Alas, it was from the graphics programming book in a chapter not included in the black book. I remembered reading and assumed it would be in the compilation version. Digging around on the net for it now... –  Michael Dorgan Dec 9 '11 at 16:30
    
Thanks, but I preferred to use Bresenham's algorithm. –  PePe Dec 9 '11 at 16:42

If you don't need for sure Bresenham, there is a fast step method introduced in this SO post, where you can set center point, starting point and arc angle. It doesn't need stopping criterion, because it is already included in algorithm (by arc angle). What makes it fast is the precalculation of tangential and radial movement factors and the actual loop has no trig function calls, only multiply, add and subtract.

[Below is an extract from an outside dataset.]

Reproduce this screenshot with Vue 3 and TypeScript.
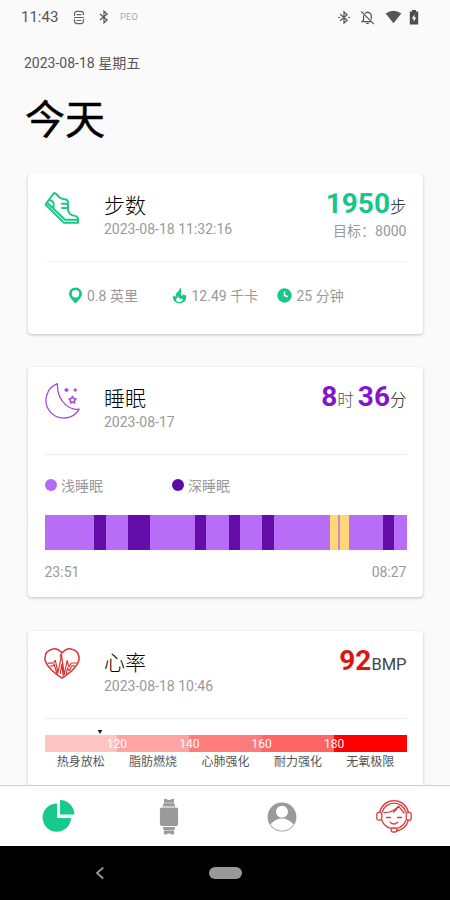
<script setup lang="ts">
interface SleepSegment {
  kind: 'light' | 'deep' | 'awake' | 'gap'
  span: number
}

interface HeartZone {
  label: string
  color: string
  upper?: number
}

const sleep: SleepSegment[] = [
  { kind: 'light', span: 49.5 },
  { kind: 'deep', span: 11.5 },
  { kind: 'light', span: 22.5 },
  { kind: 'deep', span: 22 },
  { kind: 'light', span: 45 },
  { kind: 'deep', span: 11 },
  { kind: 'light', span: 22.5 },
  { kind: 'deep', span: 11 },
  { kind: 'light', span: 22.5 },
  { kind: 'deep', span: 11.5 },
  { kind: 'light', span: 56 },
  { kind: 'awake', span: 8.5 },
  { kind: 'gap', span: 2 },
  { kind: 'awake', span: 9 },
  { kind: 'light', span: 33.5 },
  { kind: 'deep', span: 11.5 },
  { kind: 'light', span: 12.5 },
]

const zones: HeartZone[] = [
  { label: '热身放松', color: '#ffc5c5', upper: 120 },
  { label: '脂肪燃烧', color: '#ffa3a3', upper: 140 },
  { label: '心肺强化', color: '#ff7c7c', upper: 160 },
  { label: '耐力强化', color: '#ff6565', upper: 180 },
  { label: '无氧极限', color: '#fe0000' },
]
</script>

<template>
  <div class="screen">
    <header class="status">
      <span class="clock">11:43</span>
      <svg class="s-cast" viewBox="0 0 12 16" fill="none" stroke="#666" stroke-width="1.3">
        <path d="M1.2 6.5V4.5Q1.2 1.5 4 1.5H8Q10.8 1.5 10.8 4.5V5.2M1.2 9.5V11.5Q1.2 14.5 4 14.5H8Q10.8 14.5 10.8 11.5V9.5M3.4 5H8.6M3.4 11.2H8.6M.6 8H11.4" />
      </svg>
      <svg class="s-bt" viewBox="0 0 10 14" fill="none" stroke="#555" stroke-width="1.2">
        <path d="M1 4L8.2 10L5 12.8V1.2L8.2 4L1 10" />
      </svg>
      <span class="peo">PEO</span>
      <span class="grow"></span>
      <svg class="s-bt2" viewBox="0 0 14 16" fill="none" stroke="#555" stroke-width="1.3">
        <path d="M3 4.5L10.3 11L7 14V2L10.3 5L3 11.5M.8 8H2.8M11.2 8H13.2" />
      </svg>
      <svg class="s-bell" viewBox="0 0 16 16" fill="none" stroke="#555" stroke-width="1.3">
        <path d="M1.2 1.5L14.8 15M3.8 5.5V11L2.2 12.5H12M5.2 3.8L8 2.3Q12 3 12 6.5V10M6.7 14.2H9.3" />
      </svg>
      <svg class="s-wifi" viewBox="0 0 18 14"><path d="M.7 3.4Q9-2.6 17.3 3.4L9 13.6Z" fill="#555" /></svg>
      <svg class="s-bat" viewBox="0 0 10 15">
        <path d="M3 0H7V1.6H9.2V14.6H.8V1.6H3Z" fill="#4d4d4d" />
        <path d="M5.5 4.2L2.8 8.7H4.6V12L7.3 7.6H5.5Z" fill="#fff" />
      </svg>
    </header>

    <div class="heading">
      <div class="date">2023-08-18 星期五</div>
      <h1>今天</h1>
    </div>

    <main class="cards">
      <section class="card steps">
        <div class="head">
          <svg class="icon" viewBox="0 0 36 36" fill="none" stroke="#17c787" stroke-width="1.9" stroke-linejoin="round" stroke-linecap="round">
            <path d="M9.7 2.3L1.5 13.5L19.7 31.7H34V27.5Q33.4 24.8 28.5 24.4Q25.5 23.5 24 19.5V11Q23.5 8.5 20.5 8.3Q16.5 8 14.2 5.3Q12.3 1.7 9.7 2.3Z" />
            <path d="M3.2 11.7L21 28.7H33.6M5.3 9.2Q9.5 9.5 9.7 13.2V16.2M17.8 12.8H22.8M18 17H23.5" />
          </svg>
          <div class="title"><h2>步数</h2><p>2023-08-18 11:32:16</p></div>
          <div class="value">
            <div class="big"><b>1950</b>步</div>
            <p>目标：8000</p>
          </div>
        </div>
        <div class="stats">
          <div class="stat place">
            <svg viewBox="0 0 16 18"><path fill-rule="evenodd" d="M8 .4A7 7 0 0 0 1 7.4Q1 10.8 8 17.6Q15 10.8 15 7.4A7 7 0 0 0 8 .4ZM8 3.2A4 4 0 1 1 8 11.2A4 4 0 0 1 8 3.2Z" fill="#17c787" /></svg>
            <span>0.8 英里</span>
          </div>
          <div class="stat fire">
            <svg viewBox="0 0 16 18"><path fill-rule="evenodd" d="M8.2.3Q10.8 2.4 9.7 5.6Q8.7 7.7 10.4 9Q11.8 9.8 11.5 6.5Q12.2 8.3 13.3 8.6Q14.6 8.4 14.4 7.6Q16.5 12.2 13 15.6Q8 19.2 3.4 16Q-.2 12.7 1.3 8.6Q2.6 10.8 3.9 9.7Q3.4 7.2 6.2 4.9Q8.8 3 8.2.3ZM6.8 9.5Q6.6 11 5 12Q3.4 14.4 6 15.7Q8.8 16.8 10.8 14.9Q12 13.5 10.8 12.2Q9.5 13 8.2 12.2Q6.8 11.3 6.8 9.5Z" fill="#17c787" /></svg>
            <span>12.49 千卡</span>
          </div>
          <div class="stat time">
            <svg viewBox="0 0 16 18"><circle cx="8" cy="9" r="7.7" fill="#17c787" /><path d="M8 4.8V9L11.4 10.4" stroke="#fff" stroke-width="1.6" fill="none" /></svg>
            <span>25 分钟</span>
          </div>
        </div>
      </section>

      <section class="card sleep">
        <div class="head">
          <svg class="icon" viewBox="0 0 36 36" fill="none" stroke="#a14bdb" stroke-width="1.3" stroke-linejoin="round">
            <path d="M13.3.7A17.8 17.8 0 1 0 35.2 26.2Q28 27 22.2 22.3Q13 14.5 13.3.7Z" />
            <path d="M28.5 13.4L29.7 15.6L32 16L30.4 17.7L30.7 20L28.5 19L26.3 20L26.6 17.7L25 16L27.3 15.6Z" stroke-width="1.5" />
            <path d="M22.5 4.9L23.4 6.1L24.6 7L23.4 7.9L22.5 9.1L21.6 7.9L20.4 7L21.6 6.1ZM31.2 5.4L31.9 6.3L32.8 7L31.9 7.7L31.2 8.6L30.5 7.7L29.6 7L30.5 6.3Z" fill="#a14bdb" stroke-width=".7" />
          </svg>
          <div class="title"><h2>睡眠</h2><p>2023-08-17</p></div>
          <div class="value"><div class="big"><b>8</b><span class="hour">时</span> <b>36</b>分</div></div>
        </div>
        <div class="legend">
          <div><i class="dot light-dot"></i>浅睡眠</div>
          <div><i class="dot deep-dot"></i>深睡眠</div>
        </div>
        <div class="sleep-bar">
          <span v-for="(s, i) in sleep" :key="i" :class="s.kind" :style="{ flexGrow: s.span }"></span>
        </div>
        <div class="range"><span>23:51</span><span>08:27</span></div>
      </section>

      <section class="card heart">
        <div class="head">
          <svg class="icon" viewBox="0 0 36 36" fill="none" stroke="#dc3434" stroke-width="1.5" stroke-linejoin="round">
            <path d="M18 5.8Q13.5 1 9 1.9Q1.2 3.3.9 11.3Q1.1 20 18 31.2Q34.9 20 35.1 11.3Q34.8 3.3 27 1.9Q22.5 1 18 5.8Z" />
            <path d="M18 5.8L15.8 9.5M3.6 16.2H9L11.3 13.4L14 25.5L17.5 8L20.3 27.5L23.1 13.5L25 20L27.4 16H33M5.5 19H8.5L10.2 17.5L13.4 28M16.2 27L17.8 17L19.2 29.5M22.2 27.5L23.5 21L25.2 23.7L28 18.8H31" stroke-width="1.2" />
          </svg>
          <div class="title"><h2>心率</h2><p>2023-08-18 10:46</p></div>
          <div class="value"><div class="big"><b>92</b>BMP</div></div>
        </div>
        <div class="pointer"><svg viewBox="0 0 6 5"><path d="M0 0H6L3 5Z" fill="#222" /></svg></div>
        <div class="zones">
          <div v-for="z in zones" :key="z.label" class="zone">
            <div class="band" :style="{ background: z.color }"><span v-if="z.upper">{{ z.upper }}</span></div>
            <div class="name">{{ z.label }}</div>
          </div>
        </div>
      </section>
    </main>

    <nav class="tabs">
      <div class="tab">
        <svg width="34" height="36" viewBox="0 0 34 36" fill="#17c98a"><path d="M15 4.4V18.9H29A14.2 14.2 0 1 1 15 4.4Z" /><path d="M18 1A14.5 14.5 0 0 1 32.3 15.5H18Z" /></svg>
      </div>
      <div class="tab">
        <svg width="20" height="38" viewBox="0 0 20 38" fill="#9a9a9a">
          <rect x=".9" y="9.5" width="18.2" height="18.4" rx="2" />
          <path d="M5 1H8L8.5 2H11.5L12 1H15V4.7H5ZM4.6 5.2H15.4L16.2 8.4H3.8ZM3.8 29H16.2L15.4 32.2H4.6ZM5 32.7H15V36.6H12L11.5 35.6H8.5L8 36.6H5Z" />
        </svg>
      </div>
      <div class="tab profile">
        <svg width="30" height="30" viewBox="0 0 30 30">
          <circle cx="15" cy="15" r="14.4" fill="#9a9a9a" />
          <path d="M3.4 22.3Q9 16.6 15 16.6T26.6 22.3A13.7 13.7 0 0 1 3.4 22.3Z" fill="#fff" />
          <circle cx="15" cy="9.8" r="6" fill="#fff" />
        </svg>
      </div>
      <div class="tab">
        <svg width="36" height="34" viewBox="0 0 36 34" fill="none" stroke="#dc3c3c" stroke-width="1.3" stroke-linecap="round">
          <path d="M3.7 12A14.7 14.7 0 0 1 32.3 12M6.2 12A12.3 12.3 0 0 1 29.8 12M6 20.5A12.3 12.3 0 0 0 15.2 28.3M29.8 20.5A12.3 12.3 0 0 1 20.8 28.3M32.2 20.7Q30 28.5 20.8 31" />
          <rect x=".8" y="12.4" width="5" height="7.8" rx="2" />
          <rect x="30.2" y="12.4" width="5" height="7.8" rx="2" />
          <rect x="15.2" y="28" width="5.6" height="4" rx="1.5" />
          <path d="M8 12.7Q17 12.8 22.5 6.2Q20.5 10 17.5 12.3M22.5 6.2L28 13M10.5 17.5H14.5M21.5 17.5H25.5M14.3 22.2Q18 25.8 21.7 22.2" />
        </svg>
      </div>
    </nav>

    <footer class="system">
      <svg width="10" height="14" viewBox="0 0 10 14"><path d="M8.2 1.5L2 7L8.2 12.5" fill="none" stroke="#999" stroke-width="1.8" /></svg>
      <span class="home"></span>
      <span class="blank"></span>
    </footer>
  </div>
</template>

<style>
html,
body {
  margin: 0;
  background: #fafafa;
}
</style>

<style scoped>
* {
  box-sizing: border-box;
}
.screen {
  width: 450px;
  height: 900px;
  overflow: hidden;
  display: flex;
  flex-direction: column;
  background: #fafafa;
  font-family: Roboto, 'Noto Sans CJK SC', sans-serif;
  color: #333;
}
h1,
h2,
p {
  margin: 0;
}
svg {
  display: block;
  flex: none;
}
.status {
  height: 34px;
  flex: none;
  display: flex;
  align-items: center;
  padding: 0 31px 0 21px;
}
.clock {
  width: 52px;
  font-size: 15px;
  color: #555;
}
.s-cast {
  width: 12px;
  height: 15px;
}
.s-bt {
  width: 10px;
  height: 14px;
  margin-left: 14px;
}
.peo {
  margin-left: 11px;
  font-size: 9px;
  color: #aaa;
  letter-spacing: 0.4px;
}
.grow {
  flex: 1;
}
.s-bt2 {
  width: 14px;
  height: 15px;
  margin-right: 9px;
}
.s-bell {
  width: 15px;
  height: 15px;
  margin-right: 10px;
}
.s-wifi {
  width: 17px;
  height: 14px;
  margin-right: 7px;
}
.s-bat {
  width: 10px;
  height: 15px;
}
.heading {
  height: 140px;
  flex: none;
  padding: 19px 25px 0 24px;
}
.date {
  font-size: 14px;
  line-height: 20px;
  color: #555;
}
h1 {
  margin: 18px 0 0 1px;
  font-size: 40px;
  line-height: 60px;
  font-weight: 400;
  -webkit-text-stroke: 0.5px #000;
  color: #000;
}
.cards {
  flex: 1;
  min-height: 0;
  overflow: hidden;
  padding: 0 27px 0 28px;
  display: flex;
  flex-direction: column;
  gap: 33px;
}
.card {
  flex: none;
  background: #fff;
  border-radius: 4px;
  box-shadow: 0 1px 3px rgba(0, 0, 0, 0.25);
  padding: 0 16.5px;
}
.steps {
  height: 160px;
}
.sleep {
  height: 230px;
}
.heart {
  height: 190px;
  margin-top: 1px;
}
.head {
  display: flex;
  height: 88px;
  padding-top: 16px;
  border-bottom: 1px solid #ececec;
}
.steps .head {
  border-bottom-color: #f3f3f3;
}
.icon {
  width: 36px;
  height: 36px;
  margin: 0 24px 0 -0.5px;
}
.steps .icon {
  margin-top: 1px;
}
.title {
  flex: 1;
}
h2 {
  padding-top: 1px;
  font-size: 21px;
  line-height: 30px;
  height: 30px;
  font-weight: 300;
  color: #000;
}
p {
  font-size: 14px;
  line-height: 18px;
  color: #999;
}
.value {
  text-align: right;
}
.big {
  font-size: 16.5px;
  font-weight: 300;
  line-height: 30px;
  white-space: nowrap;
  color: #111;
  margin-top: -1px;
  height: 33px;
}
.heart .big {
  font-weight: 400;
  color: #444;
}
.big b {
  font-size: 28px;
  font-weight: 700;
}
.hour {
  color: #555;
}
.steps .big b {
  color: #17c787;
}
.sleep .big b {
  color: #8217c9;
}
.heart .big b {
  color: #dc1414;
}
.stats {
  display: flex;
  padding: 24px 0 0 23px;
}
.stat {
  display: flex;
  align-items: center;
  height: 18px;
  font-size: 14px;
  color: #999;
  white-space: nowrap;
}
.stat svg {
  width: 15px;
  height: 17px;
  margin-right: 4.5px;
}
.place {
  width: 104.5px;
}
.fire {
  width: 105px;
}
.legend {
  display: flex;
  height: 60px;
  font-size: 14px;
  color: #999;
}
.legend div {
  width: 127px;
  height: 60px;
  display: flex;
  align-items: center;
}
.dot {
  width: 12px;
  height: 12px;
  border-radius: 50%;
  margin-right: 4.5px;
}
.light-dot {
  background: #b46af4;
}
.deep-dot {
  background: #5c0aa5;
}
.sleep-bar {
  display: flex;
  height: 35px;
}
.sleep-bar span {
  flex: 0 0 0;
}
.sleep-bar .light {
  background: #b76df6;
}
.sleep-bar .deep {
  background: #640daa;
}
.sleep-bar .awake {
  background: #ffd776;
}
.sleep-bar .gap {
  background: #cb8cc4;
}
.range {
  display: flex;
  justify-content: space-between;
  margin-top: 13px;
  font-size: 14px;
  line-height: 18px;
  color: #999;
}
.pointer {
  height: 16px;
  padding: 11px 0 0 52.5px;
}
.pointer svg {
  width: 6px;
  height: 4px;
}
.zones {
  display: grid;
  grid-template-columns: repeat(5, 1fr);
}
.band {
  height: 17px;
  display: flex;
  justify-content: flex-end;
}
.band span {
  position: relative;
  z-index: 1;
  width: 30px;
  margin-right: -15px;
  text-align: center;
  font-size: 12px;
  line-height: 18px;
  color: #fff;
}
.name {
  padding-top: 1px;
  font-size: 12px;
  line-height: 18px;
  text-align: center;
  color: #555;
}
.tabs {
  height: 61px;
  flex: none;
  display: grid;
  grid-template-columns: repeat(4, 1fr);
  background: #fff;
  border-top: 1px solid #ccc;
  z-index: 2;
}
.tab {
  display: flex;
  align-items: center;
  justify-content: center;
  padding-top: 1px;
}
.tab:first-child {
  padding-left: 5px;
}
.profile {
  padding-left: 2px;
}
.system {
  height: 54px;
  flex: none;
  background: #000;
  display: flex;
  align-items: center;
  justify-content: space-between;
  padding: 0 95px;
}
.home {
  width: 33px;
  height: 12px;
  border-radius: 6px;
  background: #999;
}
.blank {
  width: 10px;
}
</style>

AFAIK there is three types of methods:
A) Incremental like Bresenham
B) Subdivide method like this
C) Step (or segment) method

I'll take an slow example of step method (don't use this if speed is important):

// I know the question is tagged c++, but the idea comes clear in javascript
var start_angle = 0.5, end_angle = 1.1, r = 30;
for(var i = start_angle; i < end_angle; i = i + 0.05)
{
  drawpixel(50 + Math.cos(i) * r, y: 100 + Math.sin(i) * r); // center point is (50,100)
}

The slowness comes from cos and sin which are repeated (unnecessarily) in loop. This can be solved by precalculating cos and sin as described in the above mentioned SO post. This means huge speedup (average 12x in top5 javascript engines).

I made a non-full-comparable speedtest of various circle and arc drawing algorithms. The Bresenham is fast, but the starting and stopping criterion logic need to be added, which slows down the algo a little. If you really need Bresenham and arc, I have no ready solution for this and not found such yet. It surely is possible. By the way, the step method using precalculated trigs is not so bad in performance compared to Bresenham (in javascript at least). Please test in c++ and report.